Ireland is to hold a referendum in May or June to test public opinion about the European Stability Treaty after the Government was advised by the Attorney General. The AG pointed out that the Treaty is outside the scope of the architecture of the EU. But referendums do not come cheap.
The cost of promoting the two referendums on the Lisbon Treaty each cost close to €5 million.
The Referendum Commission was established in 1998 to oversee the information campaign connected to any referendum. The legislation providing for the establishment of a Referendum Commission is the Referendum Act 1998 as amended by the Referendum Act 2001.
Under the Referendum Act 1998 the Commission initially had the role of setting out the arguments for and against referendum proposals, having regard to submissions received from the public. Since the passing of the Referendum Act 2001 the Commission no longer has a statutory function in relation to putting the arguments for and against referendum proposals. The 2001 Act also removed from the Commission the statutory function of fostering and promoting debate or discussion on referendum proposals.

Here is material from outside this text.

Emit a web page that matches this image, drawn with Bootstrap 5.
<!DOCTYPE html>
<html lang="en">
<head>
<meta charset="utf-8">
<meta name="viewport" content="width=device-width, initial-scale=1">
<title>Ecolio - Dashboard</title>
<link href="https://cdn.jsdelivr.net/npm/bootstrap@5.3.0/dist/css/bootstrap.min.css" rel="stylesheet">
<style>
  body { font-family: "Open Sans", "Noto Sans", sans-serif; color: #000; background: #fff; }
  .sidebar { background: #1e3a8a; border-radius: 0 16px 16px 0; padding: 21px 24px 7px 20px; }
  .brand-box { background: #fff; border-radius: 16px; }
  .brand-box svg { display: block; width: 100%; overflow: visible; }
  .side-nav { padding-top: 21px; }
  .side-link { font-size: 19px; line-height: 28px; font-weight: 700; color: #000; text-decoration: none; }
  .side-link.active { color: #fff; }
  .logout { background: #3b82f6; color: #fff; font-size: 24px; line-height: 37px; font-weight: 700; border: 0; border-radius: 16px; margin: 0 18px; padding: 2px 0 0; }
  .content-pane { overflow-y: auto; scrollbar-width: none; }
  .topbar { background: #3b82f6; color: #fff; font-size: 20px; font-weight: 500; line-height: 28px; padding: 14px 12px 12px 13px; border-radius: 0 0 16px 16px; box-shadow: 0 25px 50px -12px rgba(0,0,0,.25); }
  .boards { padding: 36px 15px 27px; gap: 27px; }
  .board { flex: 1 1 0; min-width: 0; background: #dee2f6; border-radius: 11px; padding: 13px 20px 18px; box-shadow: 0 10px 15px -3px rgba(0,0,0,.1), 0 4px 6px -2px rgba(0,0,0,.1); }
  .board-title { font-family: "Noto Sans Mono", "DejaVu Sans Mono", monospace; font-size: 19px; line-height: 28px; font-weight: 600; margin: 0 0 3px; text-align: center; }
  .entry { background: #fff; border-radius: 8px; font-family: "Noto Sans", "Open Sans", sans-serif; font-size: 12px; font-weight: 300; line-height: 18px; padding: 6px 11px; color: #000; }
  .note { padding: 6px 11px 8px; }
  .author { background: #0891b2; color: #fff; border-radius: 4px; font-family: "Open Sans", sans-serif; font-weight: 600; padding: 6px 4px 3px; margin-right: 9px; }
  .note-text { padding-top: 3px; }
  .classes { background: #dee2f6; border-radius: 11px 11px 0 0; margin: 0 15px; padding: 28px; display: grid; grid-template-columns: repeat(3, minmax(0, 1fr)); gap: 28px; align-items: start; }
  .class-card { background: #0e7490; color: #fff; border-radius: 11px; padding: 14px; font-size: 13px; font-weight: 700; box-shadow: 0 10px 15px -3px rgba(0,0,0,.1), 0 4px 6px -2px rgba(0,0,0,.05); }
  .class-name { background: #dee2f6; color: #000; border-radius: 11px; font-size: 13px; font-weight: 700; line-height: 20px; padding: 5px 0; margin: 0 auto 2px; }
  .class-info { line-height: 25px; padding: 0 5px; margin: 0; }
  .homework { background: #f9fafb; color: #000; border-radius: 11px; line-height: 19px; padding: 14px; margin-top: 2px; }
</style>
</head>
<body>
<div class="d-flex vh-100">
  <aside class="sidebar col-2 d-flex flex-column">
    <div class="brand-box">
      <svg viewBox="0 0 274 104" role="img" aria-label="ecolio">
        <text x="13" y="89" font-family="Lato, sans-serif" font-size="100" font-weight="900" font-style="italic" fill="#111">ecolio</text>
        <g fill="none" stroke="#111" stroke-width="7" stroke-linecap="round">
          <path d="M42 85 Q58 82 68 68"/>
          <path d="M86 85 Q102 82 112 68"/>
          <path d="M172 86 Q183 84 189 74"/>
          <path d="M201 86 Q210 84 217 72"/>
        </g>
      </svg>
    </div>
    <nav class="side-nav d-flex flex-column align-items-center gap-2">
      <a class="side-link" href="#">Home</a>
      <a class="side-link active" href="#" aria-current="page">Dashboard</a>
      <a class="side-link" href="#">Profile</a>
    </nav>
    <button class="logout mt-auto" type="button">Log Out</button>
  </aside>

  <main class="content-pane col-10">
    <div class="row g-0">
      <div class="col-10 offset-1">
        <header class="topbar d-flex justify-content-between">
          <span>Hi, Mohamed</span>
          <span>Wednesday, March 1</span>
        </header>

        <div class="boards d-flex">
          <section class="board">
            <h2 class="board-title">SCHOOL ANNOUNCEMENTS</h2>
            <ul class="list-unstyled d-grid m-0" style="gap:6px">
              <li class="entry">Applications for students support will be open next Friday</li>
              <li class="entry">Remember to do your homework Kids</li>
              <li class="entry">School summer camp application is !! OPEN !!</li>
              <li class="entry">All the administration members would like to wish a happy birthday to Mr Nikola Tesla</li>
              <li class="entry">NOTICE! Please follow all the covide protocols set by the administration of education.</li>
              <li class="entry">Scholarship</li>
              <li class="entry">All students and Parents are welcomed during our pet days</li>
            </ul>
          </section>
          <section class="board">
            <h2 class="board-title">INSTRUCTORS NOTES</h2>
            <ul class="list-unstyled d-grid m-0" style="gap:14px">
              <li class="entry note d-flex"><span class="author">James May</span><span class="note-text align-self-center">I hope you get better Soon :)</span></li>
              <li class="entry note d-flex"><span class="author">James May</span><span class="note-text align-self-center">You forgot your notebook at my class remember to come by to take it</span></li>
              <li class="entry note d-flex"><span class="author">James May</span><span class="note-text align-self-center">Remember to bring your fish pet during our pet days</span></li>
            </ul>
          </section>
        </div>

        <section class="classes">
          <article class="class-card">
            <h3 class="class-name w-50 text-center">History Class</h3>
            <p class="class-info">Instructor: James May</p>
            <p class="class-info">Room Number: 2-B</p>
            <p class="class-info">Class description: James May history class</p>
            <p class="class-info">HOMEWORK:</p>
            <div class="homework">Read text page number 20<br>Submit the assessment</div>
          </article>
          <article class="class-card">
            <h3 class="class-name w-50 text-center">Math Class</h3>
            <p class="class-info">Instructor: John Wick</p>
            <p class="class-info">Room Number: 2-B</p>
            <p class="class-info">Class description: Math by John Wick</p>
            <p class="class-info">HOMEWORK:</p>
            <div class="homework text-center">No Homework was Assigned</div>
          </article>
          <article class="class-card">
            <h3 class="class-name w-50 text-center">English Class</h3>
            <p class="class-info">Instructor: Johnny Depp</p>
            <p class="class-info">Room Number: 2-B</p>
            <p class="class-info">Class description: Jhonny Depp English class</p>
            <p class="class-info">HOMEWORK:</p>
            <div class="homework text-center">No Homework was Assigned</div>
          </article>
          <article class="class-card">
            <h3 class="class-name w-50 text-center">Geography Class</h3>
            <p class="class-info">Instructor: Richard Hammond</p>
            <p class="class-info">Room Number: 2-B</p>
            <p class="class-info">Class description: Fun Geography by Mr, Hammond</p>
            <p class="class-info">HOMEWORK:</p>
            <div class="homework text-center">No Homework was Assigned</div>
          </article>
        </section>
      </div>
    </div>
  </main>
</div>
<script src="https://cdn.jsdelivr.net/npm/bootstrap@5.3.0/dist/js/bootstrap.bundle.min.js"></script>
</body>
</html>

The direct costs of informing the electorate about the Lisbon Treaty in 2008 and 2009 were:
|Advertising, excluding press||1,535,545||1,148,331|
|Press and PR||1,901,331||1,286,558|
|Postal and distribution||1,042,317||265,519|
|Design and printing of publications||357,821||180,603|
|Other administrative costs||70,199||140,263|
The returning officer apparatus to actually conduct the vote will cost in the region of €15 million and postal charges to distribute information and ballot details will add another €12 million.
All told it is a day out that will cost as close to €30 million as makes not difference.